>>>

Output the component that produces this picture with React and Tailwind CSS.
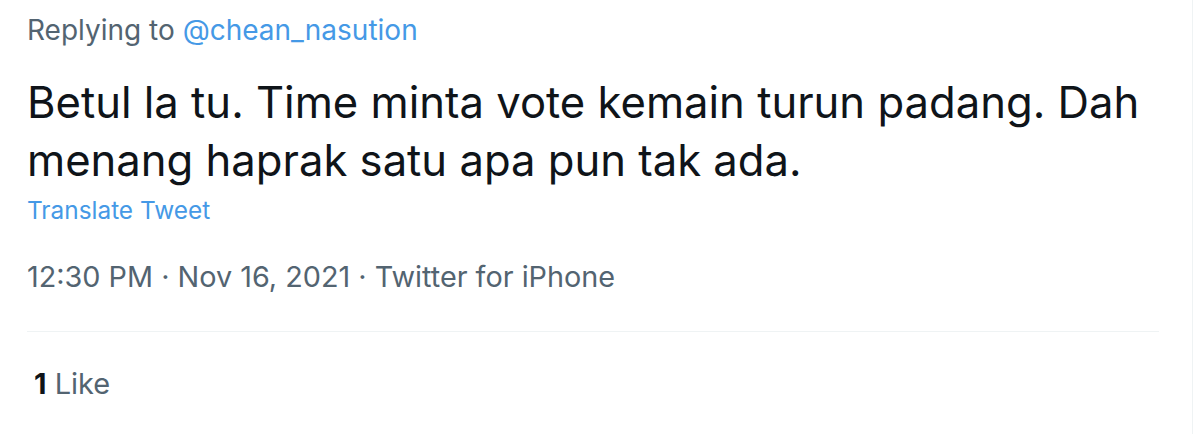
import React from 'react';

export default function App() {
  return (
    <div className="w-[1200px] h-[434px] bg-white overflow-hidden flex" style={{ fontFamily: 'Inter, "Noto Sans", sans-serif' }}>
      <div className="w-[1193px] border-r border-[#eff3f4] pl-[27px] pr-[33px] flex flex-col">
        <div className="mt-[12px] text-[28px] leading-[36px] text-[#536471]">
          Replying to <span className="text-[#4599e6]">@chean_nasution</span>
        </div>

        <p className="mt-[26px] text-[43.6px] leading-[58px] text-[#0f1419]">
          Betul la tu. Time minta vote kemain turun padang. Dah menang haprak satu apa pun tak ada.
        </p>

        <div className="mt-[5px] text-[24.4px] leading-[30px] text-[#4599e6]">Translate Tweet</div>

        <div className="mt-[35px] text-[28.8px] leading-[34px] text-[#536471]">
          12:30 PM · Nov 16, 2021 · Twitter for iPhone
        </div>

        <div className="mt-[37px] border-t border-[#eff3f4]" />

        <div className="mt-[35px] pl-[7px] text-[29px] leading-[34px] text-[#536471]">
          <span className="font-bold text-[#0f1419]">1</span> Like
        </div>
      </div>
    </div>
  );
}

<<<

What to work on >> Omitting all images, print the listing exactly.

Result of this task >>
Output the component that produces this picture with React and Tailwind CSS.
import React from 'react';

export default function App() {
  return (
    <div className="w-[1200px] h-[434px] bg-white overflow-hidden flex" style={{ fontFamily: 'Inter, "Noto Sans", sans-serif' }}>
      <div className="w-[1193px] border-r border-[#eff3f4] pl-[27px] pr-[33px] flex flex-col">
        <div className="mt-[12px] text-[28px] leading-[36px] text-[#536471]">
          Replying to <span className="text-[#4599e6]">@chean_nasution</span>
        </div>

        <p className="mt-[26px] text-[43.6px] leading-[58px] text-[#0f1419]">
          Betul la tu. Time minta vote kemain turun padang. Dah menang haprak satu apa pun tak ada.
        </p>

        <div className="mt-[5px] text-[24.4px] leading-[30px] text-[#4599e6]">Translate Tweet</div>

        <div className="mt-[35px] text-[28.8px] leading-[34px] text-[#536471]">
          12:30 PM · Nov 16, 2021 · Twitter for iPhone
        </div>

        <div className="mt-[37px] border-t border-[#eff3f4]" />

        <div className="mt-[35px] pl-[7px] text-[29px] leading-[34px] text-[#536471]">
          <span className="font-bold text-[#0f1419]">1</span> Like
        </div>
      </div>
    </div>
  );
}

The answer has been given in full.